#### What you will do:
Which lines below hold the word "React"? Report each one.

* * *

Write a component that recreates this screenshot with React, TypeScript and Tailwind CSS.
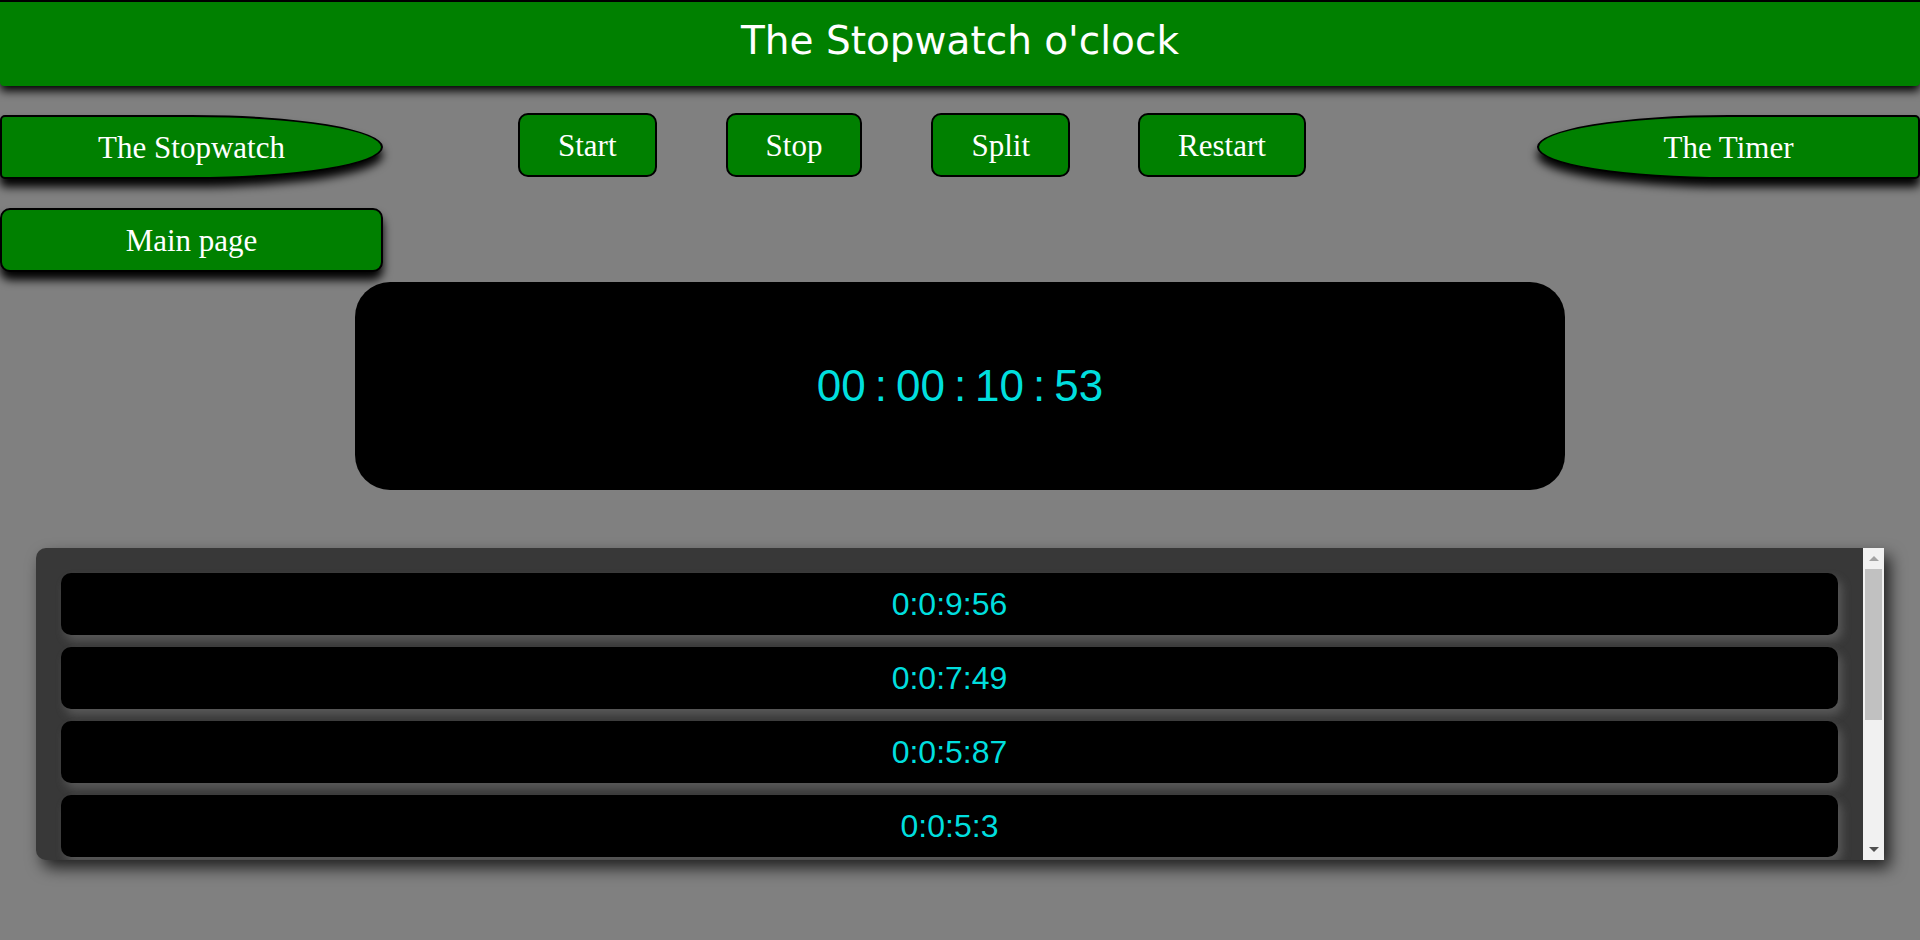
import React, { Fragment } from "react";

const laps = ["0:0:9:56", "0:0:7:49", "0:0:5:87", "0:0:5:3"];
const time = ["00", "00", "10", "53"];

const btn =
  "h-[64px] px-[38px] border-2 border-black bg-[#008000] rounded-[10px] flex items-center justify-center text-white text-[31px] leading-none font-['Liberation_Serif',serif]";

export default function App() {
  return (
    <div className="min-h-screen bg-[#808080] overflow-hidden">
      <header className="h-[86px] border-t-2 border-black bg-[#008000] rounded-b-[4px] shadow-[0_5px_10px_black] pt-[12px] flex justify-center">
        <h1 className="text-white text-[39px] leading-[54px] font-['DejaVu_Sans',sans-serif]">
          The Stopwatch o'clock
        </h1>
      </header>

      <div className="flex items-start mt-[27px]">
        <button className="w-[383px] h-[64px] mt-[2px] border-2 border-black bg-[#008000] rounded-[5px_50%_50%_5px/5px_50%_50%_5px] shadow-[0_8px_10px_black] flex items-center justify-center text-white text-[31px] leading-none font-['Liberation_Serif',serif]">
          The Stopwatch
        </button>
        <button className={`${btn} ml-[135px]`}>Start</button>
        <button className={`${btn} ml-[69px]`}>Stop</button>
        <button className={`${btn} ml-[69px]`}>Split</button>
        <button className={`${btn} ml-[68px]`}>Restart</button>
        <button className="ml-auto w-[383px] h-[64px] mt-[2px] border-2 border-black bg-[#008000] rounded-[50%_5px_5px_50%/50%_5px_5px_50%] shadow-[0_8px_10px_black] flex items-center justify-center text-white text-[31px] leading-none font-['Liberation_Serif',serif]">
          The Timer
        </button>
      </div>

      <button className="mt-[29px] w-[383px] h-[64px] border-2 border-black bg-[#008000] rounded-[10px] shadow-[0_8px_10px_black] flex items-center justify-center text-white text-[31px] leading-none font-['Liberation_Serif',serif]">
        Main page
      </button>

      <div className="mt-[10px] mx-auto w-[1210px] h-[208px] bg-black rounded-[35px] flex items-center justify-center">
        <span className="text-[44px] leading-none text-[#00dede] font-['Liberation_Sans',sans-serif]">
          {time.map((t, i) => (
            <Fragment key={i}>
              {i > 0 && <span className="px-[9px]">:</span>}
              {t}
            </Fragment>
          ))}
        </span>
      </div>

      <div className="mt-[58px] mx-[36px] h-[312px] flex bg-[#383838] rounded-l-[10px] shadow-[6px_8px_16px_rgba(0,0,0,0.75)]">
        <div className="flex-1 overflow-hidden px-[25px] pt-[25px] flex flex-col gap-[12px]">
          {laps.map((l, i) => (
            <div
              key={i}
              className="h-[62px] shrink-0 rounded-[10px] bg-black shadow-[4px_6px_10px_rgba(128,128,128,0.45)] flex items-center justify-center text-[32px] leading-none text-[#00dede] font-['Liberation_Sans',sans-serif]"
            >
              {l}
            </div>
          ))}
        </div>
        <div className="w-[21px] bg-[#f1f1f1] flex flex-col">
          <div className="h-[21px] flex items-center justify-center">
            <div className="w-0 h-0 border-l-[5px] border-r-[5px] border-b-[5px] border-l-transparent border-r-transparent border-b-[#a3a3a3]" />
          </div>
          <div className="h-[151px] mx-[2px] bg-[#c1c1c1]" />
          <div className="flex-1" />
          <div className="h-[21px] flex items-center justify-center">
            <div className="w-0 h-0 border-l-[5px] border-r-[5px] border-t-[5px] border-l-transparent border-r-transparent border-t-[#505050]" />
          </div>
        </div>
      </div>
    </div>
  );
}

* * *

#### Right answer:
Write a component that recreates this screenshot with React, TypeScript and Tailwind CSS.
import React, { Fragment } from "react";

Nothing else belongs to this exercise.